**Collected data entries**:
——
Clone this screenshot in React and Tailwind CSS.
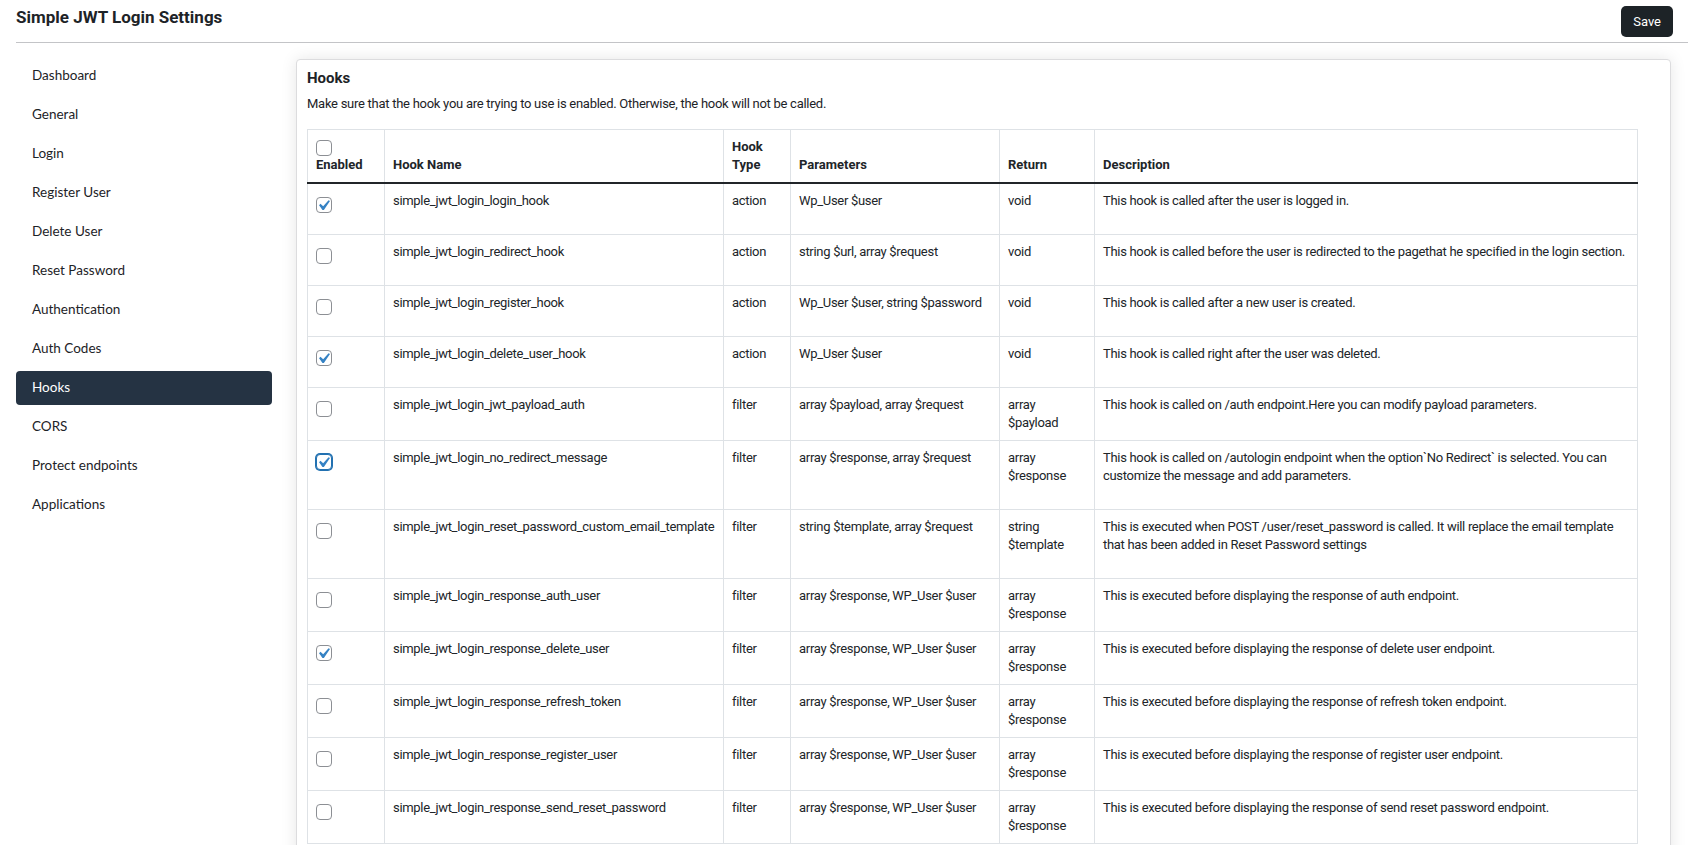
import clsx from "clsx";

const menu = [
  "Dashboard",
  "General",
  "Login",
  "Register User",
  "Delete User",
  "Reset Password",
  "Authentication",
  "Auth Codes",
  "Hooks",
  "CORS",
  "Protect endpoints",
  "Applications",
];

const hooks = [
  { on: true, name: "simple_jwt_login_login_hook", type: "action", params: "Wp_User $user", ret: "void", desc: ["This hook is called after the user is logged in."] },
  { on: false, name: "simple_jwt_login_redirect_hook", type: "action", params: "string $url, array $request", ret: "void", desc: ["This hook is called before the user is redirected to the pagethat he specified in the login section."] },
  { on: false, name: "simple_jwt_login_register_hook", type: "action", params: "Wp_User $user, string $password", ret: "void", desc: ["This hook is called after a new user is created."] },
  { on: true, name: "simple_jwt_login_delete_user_hook", type: "action", params: "Wp_User $user", ret: "void", desc: ["This hook is called right after the user was deleted."] },
  { on: false, name: "simple_jwt_login_jwt_payload_auth", type: "filter", params: "array $payload, array $request", ret: "array $payload", desc: ["This hook is called on /auth endpoint.Here you can modify payload parameters."] },
  { on: true, focus: true, name: "simple_jwt_login_no_redirect_message", type: "filter", params: "array $response, array $request", ret: "array $response", desc: ["This hook is called on /autologin endpoint when the option`No Redirect` is selected. You can", "customize the message and add parameters."] },
  { on: false, name: "simple_jwt_login_reset_password_custom_email_template", type: "filter", params: "string $template, array $request", ret: "string $template", desc: ["This is executed when POST /user/reset_password is called. It will replace the email template", "that has been added in Reset Password settings"] },
  { on: false, name: "simple_jwt_login_response_auth_user", type: "filter", params: "array $response, WP_User $user", ret: "array $response", desc: ["This is executed before displaying the response of auth endpoint."] },
  { on: true, name: "simple_jwt_login_response_delete_user", type: "filter", params: "array $response, WP_User $user", ret: "array $response", desc: ["This is executed before displaying the response of delete user endpoint."] },
  { on: false, name: "simple_jwt_login_response_refresh_token", type: "filter", params: "array $response, WP_User $user", ret: "array $response", desc: ["This is executed before displaying the response of refresh token endpoint."] },
  { on: false, name: "simple_jwt_login_response_register_user", type: "filter", params: "array $response, WP_User $user", ret: "array $response", desc: ["This is executed before displaying the response of register user endpoint."] },
  { on: false, name: "simple_jwt_login_response_send_reset_password", type: "filter", params: "array $response, WP_User $user", ret: "array $response", desc: ["This is executed before displaying the response of send reset password endpoint."] },
];

function Checkbox({ checked, focus }) {
  return (
    <span
      className={clsx(
        "relative inline-block w-4 h-4 rounded-[4px] bg-white border align-top",
        focus ? "border-[#2271b1] shadow-[0_0_0_1px_#2271b1]" : "border-[#8c8f94]"
      )}
    >
      {checked && (
        <svg viewBox="0 0 20 20" className="absolute -left-[4px] -top-[3px] w-[21px] h-[21px]">
          <path d="M14.83 4.89l1.34.94-5.81 8.38H9.02L5.78 9.67l1.34-1.25 2.57 2.4z" fill="#3582c4" />
        </svg>
      )}
    </span>
  );
}

export default function App() {
  const th = "border border-[#dee2e6] border-b-2 border-b-[#212529] px-2 py-2 align-bottom text-left font-bold";
  const td = "border border-[#dee2e6] px-2 py-2 align-top tracking-[-0.3px]";

  return (
    <div className="min-h-screen bg-white text-[#1d2327] font-['Roboto',sans-serif]">
      <header className="ml-4 flex items-start justify-between border-b border-[#c3c4c7] h-[43px] pr-[15px]">
        <h1 className="mt-[7px] text-[17px] leading-5 font-bold">Simple JWT Login Settings</h1>
        <button className="mt-[6px] h-[31px] px-[12px] rounded-[5px] bg-[#1d2327] text-white text-[13px]">Save</button>
      </header>

      <div className="flex gap-6 pt-4 pl-4 pr-[17px]">
        <nav className="w-64 shrink-0 border-b border-[#dcdcde] pb-[5px] font-['Lato',sans-serif]">
          <ul className="flex flex-col gap-[5px]">
            {menu.map((item) => (
              <li
                key={item}
                className={clsx(
                  "h-[34px] flex items-center pl-4 pb-[2px] rounded-[4px] text-[13.5px]",
                  item === "Hooks" ? "bg-[#253343] text-white" : "text-[#1d2327]"
                )}
              >
                {item}
              </li>
            ))}
          </ul>
        </nav>

        <main className="flex-1 self-start border border-[#dcdcde] rounded-[4px] bg-white px-[10px] pt-[8px] pb-4 shadow-[0_0_16px_rgba(0,0,0,0.1)]">
          <h2 className="text-[15px] leading-5 font-bold">Hooks</h2>
          <p className="mt-[7px] mb-4 text-[13px] leading-[18px] tracking-[-0.27px]">
            Make sure that the hook you are trying to use is enabled. Otherwise, the hook will not be called.
          </p>

          <table className="table-fixed border-collapse w-[1330px] text-[13px] leading-[18px] text-[#212529]">
            <colgroup>
              <col className="w-[77px]" />
              <col className="w-[339px]" />
              <col className="w-[67px]" />
              <col className="w-[209px]" />
              <col className="w-[95px]" />
              <col className="w-[543px]" />
            </colgroup>
            <thead>
              <tr>
                <th className={th}>
                  <div className="h-[18px] pt-[2px]">
                    <Checkbox />
                  </div>
                  <div>Enabled</div>
                </th>
                <th className={th}>Hook Name</th>
                <th className={th}>Hook Type</th>
                <th className={th}>Parameters</th>
                <th className={th}>Return</th>
                <th className={th}>Description</th>
              </tr>
            </thead>
            <tbody>
              {hooks.map((h) => (
                <tr key={h.name}>
                  <td className={td}>
                    <div className="pt-[5px]">
                      <Checkbox checked={h.on} focus={h.focus} />
                    </div>
                  </td>
                  <td className={clsx(td, "whitespace-nowrap")}>{h.name}</td>
                  <td className={td}>{h.type}</td>
                  <td className={clsx(td, "whitespace-nowrap")}>{h.params}</td>
                  <td className={td}>{h.ret}</td>
                  <td className={td}>
                    <p className="mb-4 whitespace-nowrap">
                      {h.desc.map((line, i) => (
                        <span key={i} className="block">{line}</span>
                      ))}
                    </p>
                  </td>
                </tr>
              ))}
            </tbody>
          </table>
        </main>
      </div>
    </div>
  );
}
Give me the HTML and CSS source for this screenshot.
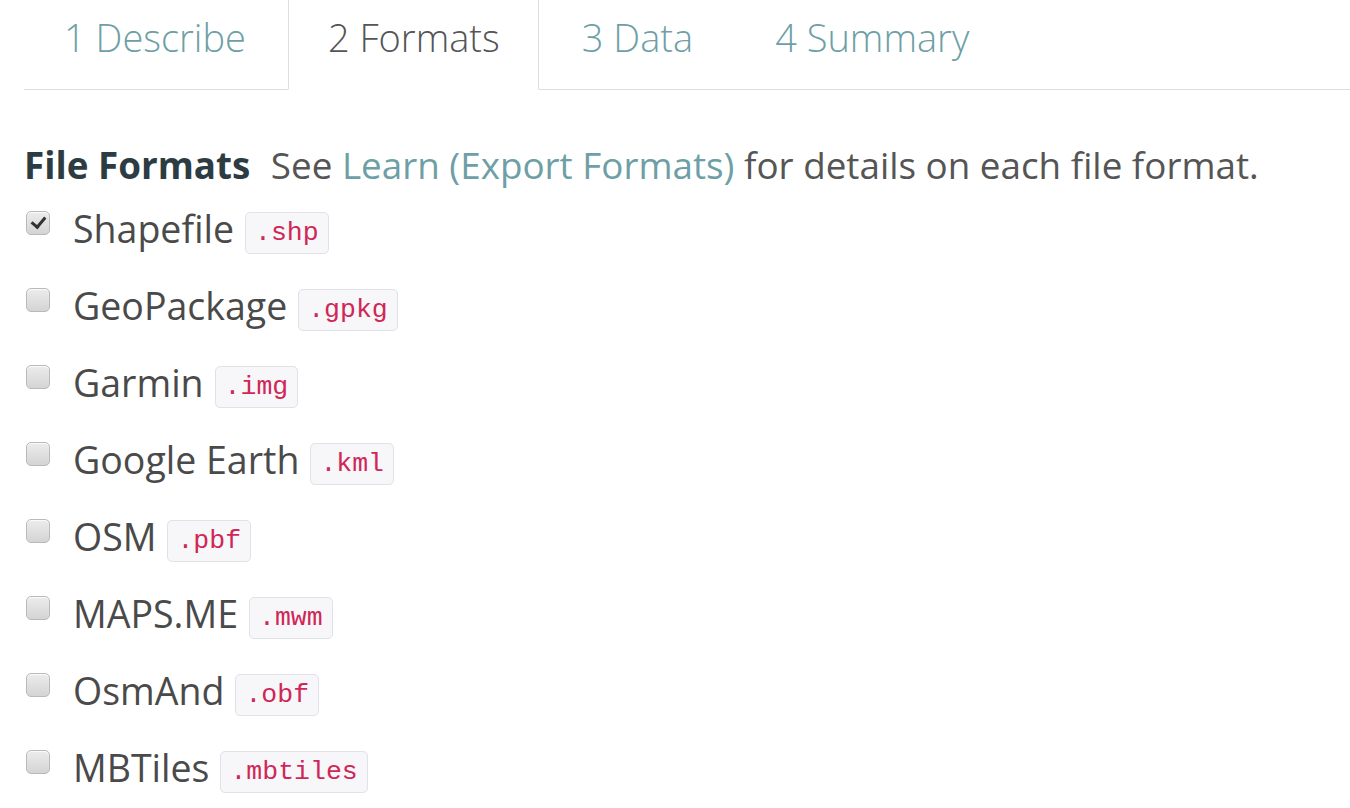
FILE: index.html
```html
<!DOCTYPE html>
<html>
<head>
<meta charset="utf-8">
<link rel="stylesheet" href="styles.css">
</head>
<body>
<div class="page">
  <ul class="tabs">
    <li class="tab"><a>1 Describe</a></li>
    <li class="tab active"><a>2 Formats</a></li>
    <li class="tab"><a>3 Data</a></li>
    <li class="tab"><a>4 Summary</a></li>
  </ul>
  <div class="content">
    <p class="heading"><strong>File Formats</strong> <span class="muted">See <a class="link">Learn (Export Formats)</a> for details on each file format.</span></p>
    <ul class="formats">
      <li><input type="checkbox" class="cb" checked><span class="name">Shapefile</span><code>.shp</code></li>
      <li><input type="checkbox" class="cb"><span class="name">GeoPackage</span><code>.gpkg</code></li>
      <li><input type="checkbox" class="cb"><span class="name">Garmin</span><code>.img</code></li>
      <li><input type="checkbox" class="cb"><span class="name">Google Earth</span><code>.kml</code></li>
      <li><input type="checkbox" class="cb"><span class="name">OSM</span><code>.pbf</code></li>
      <li><input type="checkbox" class="cb"><span class="name">MAPS.ME</span><code>.mwm</code></li>
      <li><input type="checkbox" class="cb"><span class="name">OsmAnd</span><code>.obf</code></li>
      <li><input type="checkbox" class="cb"><span class="name">MBTiles</span><code>.mbtiles</code></li>
    </ul>
  </div>
</div>
</body>
</html>
```
FILE: styles.css
```css
html, body {
  margin: 0;
  padding: 0;
  background: #fff;
}
body {
  font-family: "Open Sans", "Liberation Sans", sans-serif;
  color: #555;
  overflow: hidden;
}
.page {
  padding-left: 24px;
}
.tabs {
  list-style: none;
  margin: 0;
  padding: 0;
  display: flex;
  border-bottom: 1px solid #dedede;
  height: 89px;
}
.tab {
  margin-right: 3px;
  margin-bottom: -1px;
  border: 1px solid transparent;
  border-top: none;
  display: flex;
  align-items: flex-start;
}
.tab a {
  display: block;
  padding: 13px 38px 0 39px;
  font-size: 38px;
  font-weight: 300;
  color: #6e9fa6;
  line-height: 48px;
}
.tab.active {
  border-color: #dedede;
  border-bottom-color: #fff;
  background: #fff;
}
.tab.active a {
  color: #555;
}
.content {
  padding-top: 50px;
}
.heading {
  margin: 0;
  font-size: 36.8px;
  line-height: 50px;
  color: #555;
}
.heading strong {
  font-weight: 700;
  color: #2d3c42;
  margin-right: 11px;
}
.link {
  color: #6e9fa6;
}
.formats {
  list-style: none;
  margin: 0;
  padding: 0;
}
.formats li {
  display: flex;
  align-items: center;
  height: 77px;
}
.cb {
  appearance: none;
  -webkit-appearance: none;
  width: 24px;
  height: 24px;
  margin: 0 23px 0 2px;
  border: 1px solid #b9b9b9;
  border-radius: 5px;
  background: linear-gradient(#ececec, #d4d4d4);
  box-shadow: inset 0 1px 1px rgba(255,255,255,0.8);
  position: relative;
  top: -6px;
}
.cb:checked::after {
  content: "";
  position: absolute;
  left: 7px;
  top: 2px;
  width: 6px;
  height: 11px;
  border: solid #333;
  border-width: 0 3px 3px 0;
  transform: rotate(40deg);
}
.name {
  font-size: 37.5px;
  color: #4a4a4a;
  margin-right: 11px;
}
code {
  font-family: "Liberation Mono", "DejaVu Sans Mono", monospace;
  font-size: 26.5px;
  color: #cf2757;
  background: #f7f7f9;
  border: 1px solid #e1e1e8;
  border-radius: 5px;
  padding: 5px 9px;
  line-height: 30px;
  position: relative;
  top: 4px;
}
```
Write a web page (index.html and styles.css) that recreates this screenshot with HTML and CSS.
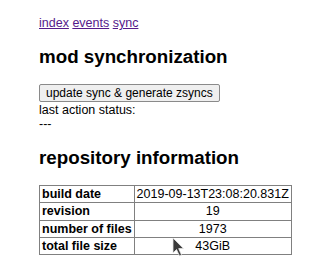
FILE: index.html
```html
<!DOCTYPE html>
<html lang="en">
<head>
    <meta charset="UTF-8">
    <title>mod synchronization</title>
    <link rel="stylesheet" href="styles.css">
</head>
<body>
    <div class="page">
        <nav class="nav">
            <a href="#">index</a>
            <a href="#">events</a>
            <a href="#">sync</a>
        </nav>

        <h2>mod synchronization</h2>
        <button class="btn">update sync &amp; generate zsyncs</button>
        <div class="status">
            <div>last action status:</div>
            <div>---</div>
        </div>

        <h2>repository information</h2>
        <table class="info">
            <tr><th>build date</th><td>2019-09-13T23:08:20.831Z</td></tr>
            <tr><th>revision</th><td>19</td></tr>
            <tr><th>number of files</th><td>1973</td></tr>
            <tr><th>total file size</th><td>43GiB</td></tr>
        </table>
    </div>

    <!-- mouse pointer seen in the screenshot -->
    <svg class="cursor" width="14" height="20" viewBox="0 0 14 20">
        <path d="M1 1 L1 16 L4.5 12.5 L7.5 19 L9.5 18 L6.7 11.6 L11.5 11.6 Z" fill="#3a3a3a" stroke="#e8e8e8" stroke-width="0.8"/>
    </svg>
</body>
</html>
```

FILE: styles.css
```css
body {
    margin: 0;
    font-family: "Liberation Sans", Arial, sans-serif;
    font-size: 12.5px;
    line-height: 14px;
    color: #000;
    background: #fff;
}

.page {
    padding: 16px 18px 0 39px;
}

.nav a {
    color: #551a8b;
}

h2 {
    font-size: 18.75px;
    line-height: 22px;
    margin: 16px 0;
}

.btn {
    display: block;
    font-family: "Liberation Sans", Arial, sans-serif;
    font-size: 12px;
    line-height: 14px;
    height: 18px;
    padding: 1px 6px;
    margin-bottom: 1px;
    color: #000;
    background: #efefef;
    border: 1px solid #8a8a8a;
    border-radius: 2px;
}

.info {
    border-collapse: collapse;
    border: 1px solid #808080;
    white-space: nowrap;
}

.info th,
.info td {
    border: 1px solid #808080;
    padding: 1px 2px;
    line-height: 14.3px;
}

.info th {
    text-align: left;
}

.info td {
    text-align: center;
}

.cursor {
    position: absolute;
    left: 172px;
    top: 237px;
}
```
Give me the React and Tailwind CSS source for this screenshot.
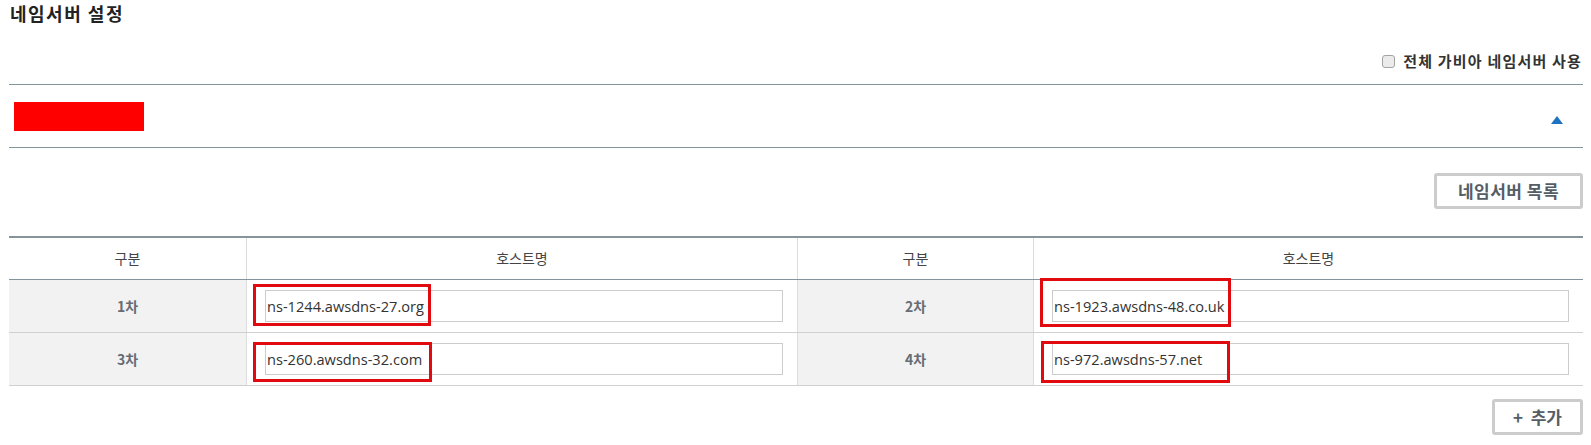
import React from "react";

const KR = { fontFamily: '"Noto Sans CJK KR", "Noto Sans", sans-serif' };

function RedBox({ className }) {
  return (
    <div
      className={"pointer-events-none absolute border-[3px] border-[#e00a0f] " + className}
    />
  );
}

function HostCell({ value, box }) {
  return (
    <div className="relative flex flex-1 items-center border-l border-[#dcdcdc] pl-[18px] pr-[14px]">
      <input
        readOnly
        value={value}
        className="h-[32px] w-full border border-[#cccccc] bg-white pl-[1px] text-[14.6px] text-[#333] outline-none"
        style={{ fontFamily: '"Open Sans", "Noto Sans", sans-serif' }}
      />
      {box}
    </div>
  );
}

function LabelCell({ text, width, first }) {
  return (
    <div
      className={
        "flex items-center justify-center bg-[#f2f2f2] text-[14px] font-bold text-[#666d74] " +
        (first ? "" : "border-l border-[#dcdcdc] ") +
        width
      }
    >
      {text}
    </div>
  );
}

export default function App() {
  return (
    <div className="min-h-[445px] bg-white pl-[9px] pr-[8px]" style={KR}>
      <div className="h-[34px] pl-[1px] pt-[2px] text-[18px] font-bold leading-[22px] tracking-[1.5px] text-[#222]">
        네임서버 설정
      </div>
      <div className="flex h-[50px] items-center justify-end pr-[1px] pt-[4px]">
        <label className="flex items-center gap-[8px] text-[15px] font-bold tracking-[1.2px] text-[#333]">
          <input
            type="checkbox"
            className="h-[13px] w-[13px] appearance-none rounded-[3px] border border-[#a3a3a3] bg-[#ebebeb]"
          />
          전체 가비아 네임서버 사용
        </label>
      </div>

      <div className="flex h-[64px] items-center justify-between border-y border-[#85939a] pl-[5px] pr-[20px]">
        <div className="h-[29px] w-[130px] bg-[#ff0000]" />
        <svg width="12" height="8" viewBox="0 0 12 8" className="mt-[7px]">
          <polygon points="6,0 12,8 0,8" fill="#1d72c2" />
        </svg>
      </div>

      <div className="mt-[25px] flex justify-end">
        <button className="h-[36px] w-[149px] rounded-[3px] border-[3px] border-[#cccccc] bg-white text-[17px] font-bold tracking-[0.5px] text-[#555d66]">
          네임서버 목록
        </button>
      </div>

      <div className="mt-[27px] border-t-2 border-[#85939a]">
        <div className="flex h-[42px] border-b border-[#85939a] text-[14px] text-[#444]">
          <div className="flex w-[237px] items-center justify-center">구분</div>
          <div className="flex w-[551px] items-center justify-center border-l border-[#dcdcdc]">호스트명</div>
          <div className="flex w-[236px] items-center justify-center border-l border-[#dcdcdc]">구분</div>
          <div className="flex flex-1 items-center justify-center border-l border-[#dcdcdc]">호스트명</div>
        </div>

        <div className="flex h-[53px] border-b border-[#d0d0d0]">
          <LabelCell text="1차" width="w-[237px]" first />
          <div className="flex w-[551px]">
            <HostCell
              value="ns-1244.awsdns-27.org"
              box={<RedBox className="left-[6px] top-[4px] h-[42px] w-[178px]" />}
            />
          </div>
          <LabelCell text="2차" width="w-[236px]" />
          <HostCell
            value="ns-1923.awsdns-48.co.uk"
            box={<RedBox className="left-[6px] top-[-2px] h-[49px] w-[191px]" />}
          />
        </div>

        <div className="flex h-[53px] border-b border-[#d0d0d0]">
          <LabelCell text="3차" width="w-[237px]" first />
          <div className="flex w-[551px]">
            <HostCell
              value="ns-260.awsdns-32.com"
              box={<RedBox className="left-[6px] top-[9px] h-[40px] w-[179px]" />}
            />
          </div>
          <LabelCell text="4차" width="w-[236px]" />
          <HostCell
            value="ns-972.awsdns-57.net"
            box={<RedBox className="left-[7px] top-[8px] h-[42px] w-[189px]" />}
          />
        </div>
      </div>

      <div className="mt-[13px] flex justify-end">
        <button className="h-[36px] w-[91px] rounded-[3px] border-[3px] border-[#cccccc] bg-white text-[17px] font-bold text-[#555d66]">
          +&nbsp; 추가
        </button>
      </div>
    </div>
  );
}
——
**Given problem**:
Where a line of the material above holds the string "styles", copy that line.

**Solution for this exercise**:
<link rel="stylesheet" href="styles.css">
FILE: styles.css
Write a web page (index.html and styles.css) that recreates this screenshot with HTML and CSS.
    <link rel="stylesheet" href="styles.css">
FILE: styles.css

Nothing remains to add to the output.